- Stated task -
In your copy, leave out the pictures; write out all the data exactly.

- Material provided -
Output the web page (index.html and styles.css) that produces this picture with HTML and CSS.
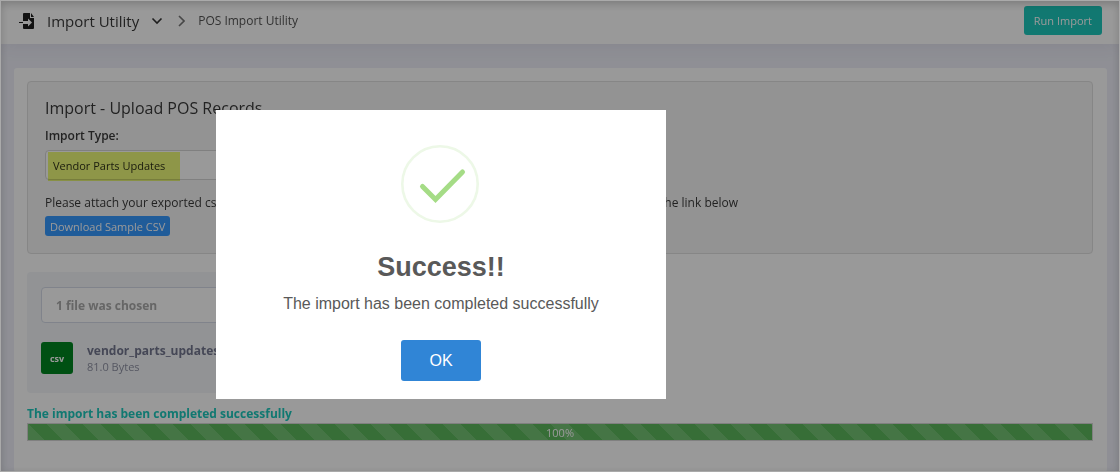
FILE: index.html
```html
<!DOCTYPE html>
<html lang="en">
<head>
<meta charset="utf-8">
<title>POS Import Utility</title>
<link rel="stylesheet" href="styles.css">
</head>
<body>
<header class="topbar">
  <svg class="topbar-icon" width="16" height="16" viewBox="0 0 16 16" aria-hidden="true">
    <path fill="#1e1e1e" d="M5 0h6v5h4v10q0 1-1 1H5q-1 0-1-1v-4h5v2.500l4-4-4-4V8H4V1q0-1 1-1z"/>
    <path fill="#1e1e1e" d="M12 0l3 4h-3zM0 9h4v1H0z"/>
  </svg>
  <h1 class="topbar-title">Import Utility</h1>
  <svg class="chevron-down" width="12" height="8" viewBox="0 0 12 8" aria-hidden="true"><path d="M1.500 1.500l4.500 4.500 4.500-4.500" fill="none" stroke="#333" stroke-width="1.600"/></svg>
  <svg class="chevron-right" width="7" height="12" viewBox="0 0 7 12" aria-hidden="true"><path d="M1 1l5 5-5 5" fill="none" stroke="#777" stroke-width="1.600"/></svg>
  <span class="crumb">POS Import Utility</span>
  <button class="btn btn-run" type="button">Run Import</button>
</header>
<main class="card">
  <section class="well">
    <h2 class="well-title">Import - Upload POS Records</h2>
    <label class="field-label" for="import-type">Import Type:</label>
    <div class="select-wrap">
      <select class="select" id="import-type"><option>Vendor Parts Updates</option></select>
    </div>
    <p class="help">Please attach your exported csv file. If you need an example of the required format, you can download it from the link below</p>
    <button class="btn btn-download" type="button">Download Sample CSV</button>
  </section>
  <section class="upload">
    <input class="file-input" type="text" value="1 file was chosen" aria-label="Chosen file" readonly>
    <div class="file">
      <span class="file-badge">csv</span>
      <div class="file-info">
        <strong class="file-name">vendor_parts_updates.csv</strong>
        <span class="file-size">81.0 Bytes</span>
      </div>
    </div>
  </section>
  <p class="status">The import has been completed successfully</p>
  <div class="progress" role="progressbar" aria-valuenow="100" aria-valuemin="0" aria-valuemax="100" aria-label="Import progress"><div class="progress-fill" style="width: 100%">100%</div></div>
</main>
<div class="overlay">
  <div class="modal" role="dialog" aria-modal="true" aria-labelledby="modal-title">
    <svg class="success" width="80" height="78" viewBox="0 0 80 78" aria-hidden="true">
      <circle cx="39" cy="39" r="37.7" fill="none" stroke="#edf8e7" stroke-width="2.6"/>
      <path d="M21.5 41.5L34.500 54.5 61.5 27" fill="none" stroke="#a5dc86" stroke-width="5" stroke-linecap="round"/>
    </svg>
    <h2 class="modal-title" id="modal-title">Success!!</h2>
    <p class="modal-text">The import has been completed successfully</p>
    <button class="modal-ok" type="button">OK</button>
  </div>
</div>
</body>
</html>
```
FILE: styles.css
```css
* { box-sizing: border-box; }
body {
  margin: 0;
  min-height: 100vh;
  display: flex;
  flex-direction: column;
  background: #eeeff8;
  color: #3a3a3a;
  font-family: "Open Sans", sans-serif;
  font-size: 12px;
  line-height: 18px;
}
h1, h2, p { margin: 0; font-weight: 400; }
button { border: 0; font-family: inherit; }
.topbar {
  display: flex;
  align-items: center;
  height: 44px;
  padding: 0 18px 3px 19px;
  background: #fff;
  box-shadow: 0 0 20px rgba(80, 60, 110, 0.1);
}
.topbar-title { margin-left: 12px; font-size: 15px; line-height: 20px; }
.chevron-down { margin-left: 12px; }
.chevron-right { margin-left: 15px; }
.crumb { margin-left: 13px; color: #555; }
.btn { border-radius: 3px; color: #fff; }
.btn-run {
  height: 29px;
  margin-left: auto;
  padding: 0 10px;
  background: #1dc9bd;
  font-size: 11px;
}
.card {
  flex: 1;
  margin: 24px 13px 0 14px;
  padding: 13px 14px 24px 13px;
  background: #fff;
  border-radius: 3px;
}
.well {
  padding: 15px 17px 17px;
  background: #f5f5f5;
  border: 1px solid #e0e0e0;
  border-radius: 4px;
}
.well-title { font-size: 16px; line-height: 22px; }
.field-label { display: block; margin: 8px 0 5px; font-weight: 600; }
.select-wrap { position: relative; width: 350px; }
.select-wrap::after {
  content: "";
  position: absolute;
  inset: 2px auto -1px 3px;
  width: 132px;
  background: #edfa78;
  mix-blend-mode: multiply;
}
.select {
  display: block;
  appearance: none;
  width: 100%;
  height: 30px;
  padding: 0 7px;
  border: 1px solid #d5d5d5;
  border-radius: 4px;
  background: #fff;
  color: #333;
  font-family: inherit;
  font-size: 11px;
}
.help { margin: 14px 0 4px; white-space: nowrap; }
.btn-download {
  display: block;
  height: 20px;
  padding: 0 5px;
  background: #3699ff;
  font-size: 11px;
}
.upload {
  width: 440px;
  margin-top: 18px;
  padding: 15px 14px 18px;
  background: #f3f6f9;
  border-radius: 4px;
}
.file-input {
  display: block;
  width: 100%;
  height: 36px;
  padding: 0 14px;
  border: 1px solid #d5dbe8;
  border-radius: 4px;
  background: #fff;
  color: #aaa;
  font-family: inherit;
  font-size: 12px;
  font-weight: 700;
}
.file { display: flex; align-items: center; gap: 14px; margin-top: 18px; }
.file-badge {
  width: 32px;
  height: 32px;
  border-radius: 3px;
  background: #008520;
  color: #fff;
  font-size: 9px;
  font-weight: 700;
  line-height: 34px;
  text-align: center;
}
.file-info { display: flex; flex-direction: column; padding-top: 2px; line-height: 16px; }
.file-name { color: #74778f; }
.file-size { color: #8f91a3; font-size: 11px; }
.status { margin-top: 12px; color: #1dc9bd; font-weight: 700; }
.progress { height: 18px; border: 1px solid #d5d5d5; }
.progress-fill {
  height: 100%;
  background: #5cb85c linear-gradient(45deg, rgba(255, 255, 255, 0.15) 25%, transparent 25%, transparent 50%, rgba(255, 255, 255, 0.15) 50%, rgba(255, 255, 255, 0.15) 75%, transparent 75%) 18px 0 / 36px 36px;
  color: #fff;
  font-size: 11px;
  line-height: 18px;
  text-align: center;
}
.overlay {
  position: fixed;
  inset: 0;
  background: rgba(0, 0, 0, 0.4);
  border: 1px solid #aaa;
  box-shadow: inset 0 3px 8px rgba(0, 0, 0, 0.2);
}
.modal {
  position: absolute;
  top: 109px;
  left: 215px;
  width: 450px;
  display: flex;
  flex-direction: column;
  align-items: center;
  padding: 35px 20px 18px;
  background: #fff;
  color: #595959;
  font-family: "Liberation Sans", sans-serif;
}
.modal-title { margin-top: 26px; font-size: 27px; font-weight: 700; line-height: 36px; }
.modal-text { margin-top: 9px; font-size: 16px; line-height: 20px; }
.modal-ok {
  height: 41px;
  margin-top: 26px;
  padding: 0 28px;
  border-radius: 3px;
  background: #3085d6;
  color: #fff;
  font-size: 16px;
}
```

- The completed task -
Output the web page (index.html and styles.css) that produces this picture with HTML and CSS.
FILE: index.html
```html
<!DOCTYPE html>
<html lang="en">
<head>
<meta charset="utf-8">
<title>POS Import Utility</title>
<link rel="stylesheet" href="styles.css">
</head>
<body>
<header class="topbar">
  <svg class="topbar-icon" width="16" height="16" viewBox="0 0 16 16" aria-hidden="true">
    <path fill="#1e1e1e" d="M5 0h6v5h4v10q0 1-1 1H5q-1 0-1-1v-4h5v2.500l4-4-4-4V8H4V1q0-1 1-1z"/>
    <path fill="#1e1e1e" d="M12 0l3 4h-3zM0 9h4v1H0z"/>
  </svg>
  <h1 class="topbar-title">Import Utility</h1>
  <svg class="chevron-down" width="12" height="8" viewBox="0 0 12 8" aria-hidden="true"><path d="M1.500 1.500l4.500 4.500 4.500-4.500" fill="none" stroke="#333" stroke-width="1.600"/></svg>
  <svg class="chevron-right" width="7" height="12" viewBox="0 0 7 12" aria-hidden="true"><path d="M1 1l5 5-5 5" fill="none" stroke="#777" stroke-width="1.600"/></svg>
  <span class="crumb">POS Import Utility</span>
  <button class="btn btn-run" type="button">Run Import</button>
</header>
<main class="card">
  <section class="well">
    <h2 class="well-title">Import - Upload POS Records</h2>
    <label class="field-label" for="import-type">Import Type:</label>
    <div class="select-wrap">
      <select class="select" id="import-type"><option>Vendor Parts Updates</option></select>
    </div>
    <p class="help">Please attach your exported csv file. If you need an example of the required format, you can download it from the link below</p>
    <button class="btn btn-download" type="button">Download Sample CSV</button>
  </section>
  <section class="upload">
    <input class="file-input" type="text" value="1 file was chosen" aria-label="Chosen file" readonly>
    <div class="file">
      <span class="file-badge">csv</span>
      <div class="file-info">
        <strong class="file-name">vendor_parts_updates.csv</strong>
        <span class="file-size">81.0 Bytes</span>
      </div>
    </div>
  </section>
  <p class="status">The import has been completed successfully</p>
  <div class="progress" role="progressbar" aria-valuenow="100" aria-valuemin="0" aria-valuemax="100" aria-label="Import progress"><div class="progress-fill" style="width: 100%">100%</div></div>
</main>
<div class="overlay">
  <div class="modal" role="dialog" aria-modal="true" aria-labelledby="modal-title">
    <svg class="success" width="80" height="78" viewBox="0 0 80 78" aria-hidden="true">
      <circle cx="39" cy="39" r="37.7" fill="none" stroke="#edf8e7" stroke-width="2.6"/>
      <path d="M21.5 41.5L34.500 54.5 61.5 27" fill="none" stroke="#a5dc86" stroke-width="5" stroke-linecap="round"/>
    </svg>
    <h2 class="modal-title" id="modal-title">Success!!</h2>
    <p class="modal-text">The import has been completed successfully</p>
    <button class="modal-ok" type="button">OK</button>
  </div>
</div>
</body>
</html>
```
FILE: styles.css
```css
* { box-sizing: border-box; }
body {
  margin: 0;
  min-height: 100vh;
  display: flex;
  flex-direction: column;
  background: #eeeff8;
  color: #3a3a3a;
  font-family: "Open Sans", sans-serif;
  font-size: 12px;
  line-height: 18px;
}
h1, h2, p { margin: 0; font-weight: 400; }
button { border: 0; font-family: inherit; }
.topbar {
  display: flex;
  align-items: center;
  height: 44px;
  padding: 0 18px 3px 19px;
  background: #fff;
  box-shadow: 0 0 20px rgba(80, 60, 110, 0.1);
}
.topbar-title { margin-left: 12px; font-size: 15px; line-height: 20px; }
.chevron-down { margin-left: 12px; }
.chevron-right { margin-left: 15px; }
.crumb { margin-left: 13px; color: #555; }
.btn { border-radius: 3px; color: #fff; }
.btn-run {
  height: 29px;
  margin-left: auto;
  padding: 0 10px;
  background: #1dc9bd;
  font-size: 11px;
}
.card {
  flex: 1;
  margin: 24px 13px 0 14px;
  padding: 13px 14px 24px 13px;
  background: #fff;
  border-radius: 3px;
}
.well {
  padding: 15px 17px 17px;
  background: #f5f5f5;
  border: 1px solid #e0e0e0;
  border-radius: 4px;
}
.well-title { font-size: 16px; line-height: 22px; }
.field-label { display: block; margin: 8px 0 5px; font-weight: 600; }
.select-wrap { position: relative; width: 350px; }
.select-wrap::after {
  content: "";
  position: absolute;
  inset: 2px auto -1px 3px;
  width: 132px;
  background: #edfa78;
  mix-blend-mode: multiply;
}
.select {
  display: block;
  appearance: none;
  width: 100%;
  height: 30px;
  padding: 0 7px;
  border: 1px solid #d5d5d5;
  border-radius: 4px;
  background: #fff;
  color: #333;
  font-family: inherit;
  font-size: 11px;
}
.help { margin: 14px 0 4px; white-space: nowrap; }
.btn-download {
  display: block;
  height: 20px;
  padding: 0 5px;
  background: #3699ff;
  font-size: 11px;
}
.upload {
  width: 440px;
  margin-top: 18px;
  padding: 15px 14px 18px;
  background: #f3f6f9;
  border-radius: 4px;
}
.file-input {
  display: block;
  width: 100%;
  height: 36px;
  padding: 0 14px;
  border: 1px solid #d5dbe8;
  border-radius: 4px;
  background: #fff;
  color: #aaa;
  font-family: inherit;
  font-size: 12px;
  font-weight: 700;
}
.file { display: flex; align-items: center; gap: 14px; margin-top: 18px; }
.file-badge {
  width: 32px;
  height: 32px;
  border-radius: 3px;
  background: #008520;
  color: #fff;
  font-size: 9px;
  font-weight: 700;
  line-height: 34px;
  text-align: center;
}
.file-info { display: flex; flex-direction: column; padding-top: 2px; line-height: 16px; }
.file-name { color: #74778f; }
.file-size { color: #8f91a3; font-size: 11px; }
.status { margin-top: 12px; color: #1dc9bd; font-weight: 700; }
.progress { height: 18px; border: 1px solid #d5d5d5; }
.progress-fill {
  height: 100%;
  background: #5cb85c linear-gradient(45deg, rgba(255, 255, 255, 0.15) 25%, transparent 25%, transparent 50%, rgba(255, 255, 255, 0.15) 50%, rgba(255, 255, 255, 0.15) 75%, transparent 75%) 18px 0 / 36px 36px;
  color: #fff;
  font-size: 11px;
  line-height: 18px;
  text-align: center;
}
.overlay {
  position: fixed;
  inset: 0;
  background: rgba(0, 0, 0, 0.4);
  border: 1px solid #aaa;
  box-shadow: inset 0 3px 8px rgba(0, 0, 0, 0.2);
}
.modal {
  position: absolute;
  top: 109px;
  left: 215px;
  width: 450px;
  display: flex;
  flex-direction: column;
  align-items: center;
  padding: 35px 20px 18px;
  background: #fff;
  color: #595959;
  font-family: "Liberation Sans", sans-serif;
}
.modal-title { margin-top: 26px; font-size: 27px; font-weight: 700; line-height: 36px; }
.modal-text { margin-top: 9px; font-size: 16px; line-height: 20px; }
.modal-ok {
  height: 41px;
  margin-top: 26px;
  padding: 0 28px;
  border-radius: 3px;
  background: #3085d6;
  color: #fff;
  font-size: 16px;
}
```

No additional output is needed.